Okay, this is the cave, and it’s … dark, but what we are really talking about is change – I mean CHANGE.  Mass collaboration based on collective intelligence.  Rheingold identifies four basic “understandings” of collaborative online skills:

  1. Attention is a fundamental building block of social cooperation.
  2. Humans are supercooperators because we’ve learned how to devise new tools and methods to overcome social dilemmas.
  3. Innovative social institutions continually coevolve together with communication media.
  4. Reciprocating cooperation, punishing noncooperators, and signaling a willingness to cooperate are useful for both individuals and their groups.

Wikipedia is a great example that Rheingold uses to illustrate peoples’ motivation to work in collaboration and cites to several other examples  such as World of Warcraft, which has been dubbed “the new golf,” and useful and creative examples of collective intelligence based on the premise that nobody knows everything and everybody knows something.  Hmm …  this is starting to sound like a couple listservs I know.  What we are talking about here is evolution, and yes change can be scary for many people –but this is what it looks like so far: Exercising the skill of fostering collective intelligence by creating a synergy between personal knowledge management and collective knowledge management. The factors of a group’s collective IQ are taking turns in conversations, being sensitive to social cues, and the number of women on each team (here’s Harry Belafonte if you don’t believe me); crowdsourcing (breaking problems or jobs into small pieces and then asking for help),  like distributed computation for SETI@home; and for fun (a.k.a. “playbor”) and profit, and finally – drum roll, please: a new economic behavior known as “social production,” which means that economics may no longer be “the dismal science” in a networked information economy.  Check out this wiki for Yale law professor Yochai Benkler’s book “The Wealth of Networks.”

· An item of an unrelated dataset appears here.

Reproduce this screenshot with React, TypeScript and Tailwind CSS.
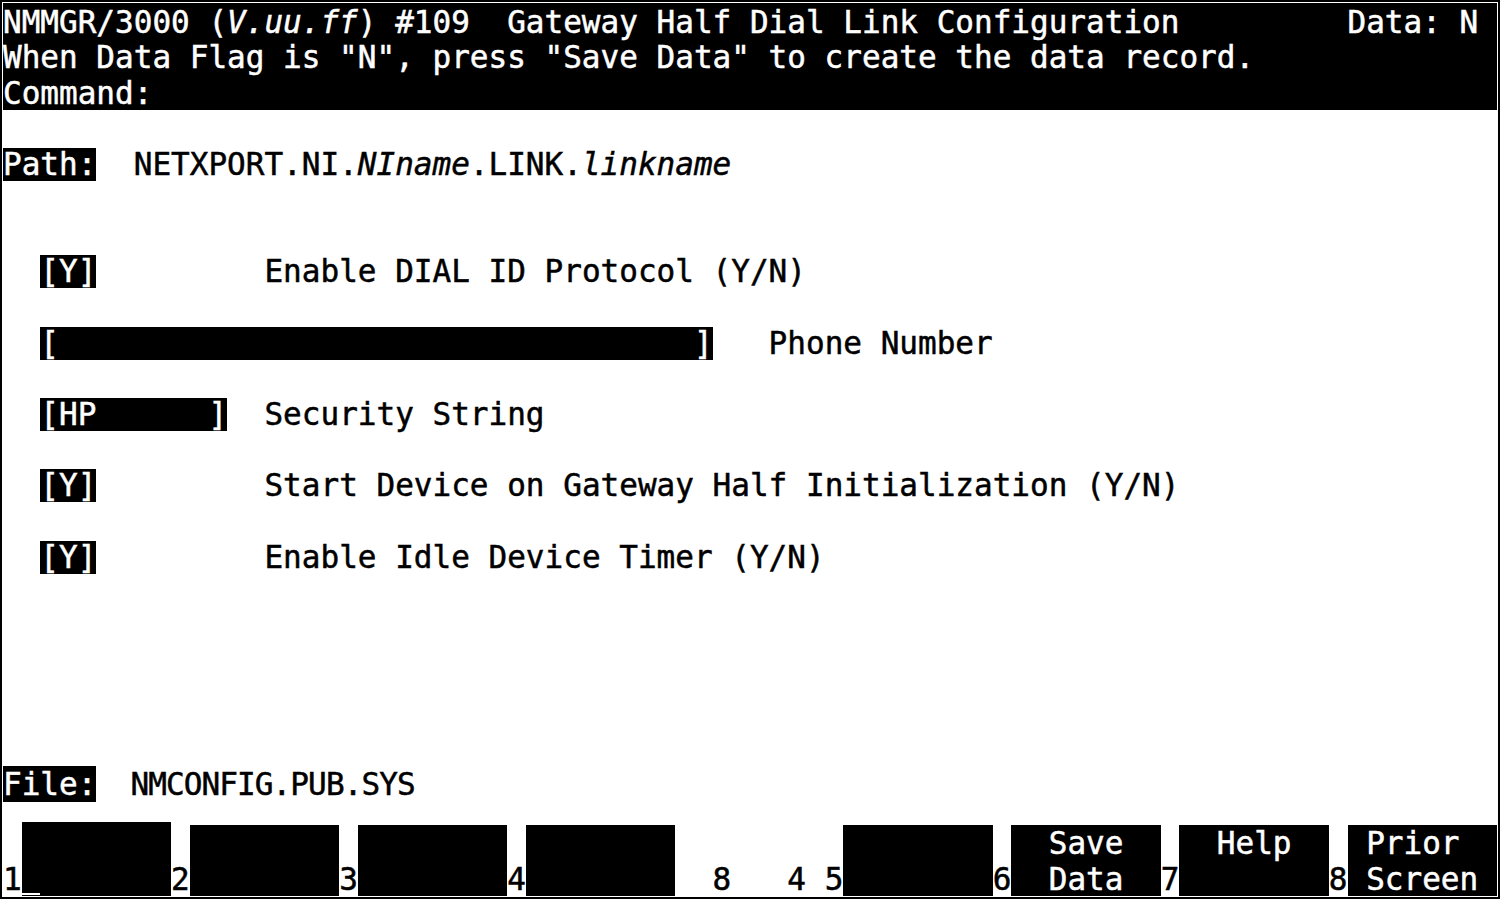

The bottom line here is that our economic “story” is changing as a result of our online collaborative powers.  Remember the Stone Soup children’s story?  Something along those lines to facilitate collaborative consumption.  The technology for how we do this is continually evolving – the question is how will YOU participate in this?

So what are you afraid of here?  Yes, I might be thinking of the Harry Potter boggart creature that assumes the form of the thing the person is most afraid of.  So, in classic lawyer style we could say, “it depends.”

The cave – and I’m not talking about a literal cave (unless you are in a WiFi cave) here, but a figurative one – maybe it’s an attitude like, what is all this information for, anyway?  Are you feeling paranoid? Are you feeling liberated? It depends. Most of the lawyers I’ve heard from are very skeptical.

Are we actively participating in the data collecting efforts or are we being manipulated somehow?  For an entertaining and eye-opening look at the power of health data, take a look at this myth-busting TED talk about the mind-liberating effect of visually stimulating data, and how in the right hands it can explode pre-conceived ideas.

Okay, and while I’m straying a bit from our mentor/guide, take a look at this recent Scientific American blog post about our (human) brain’s formula for social networks predating Facebook by hundreds of millions of years.  So, the infrastructure is there, on the interior and exterior, but how do we approach it in a way that works for us individually?

This leads me right back to Rheingold nicely – “humans are human because we use communication to organize collective action.  Social media can amplify collective action.” How will you evolve along the taxonomy of online collective work? Will you move beyond networking to plan coordination and then proceed toward cooperation until you finally arrive at collaboration?  So, do tell dear readers – how you really feel about collaborating?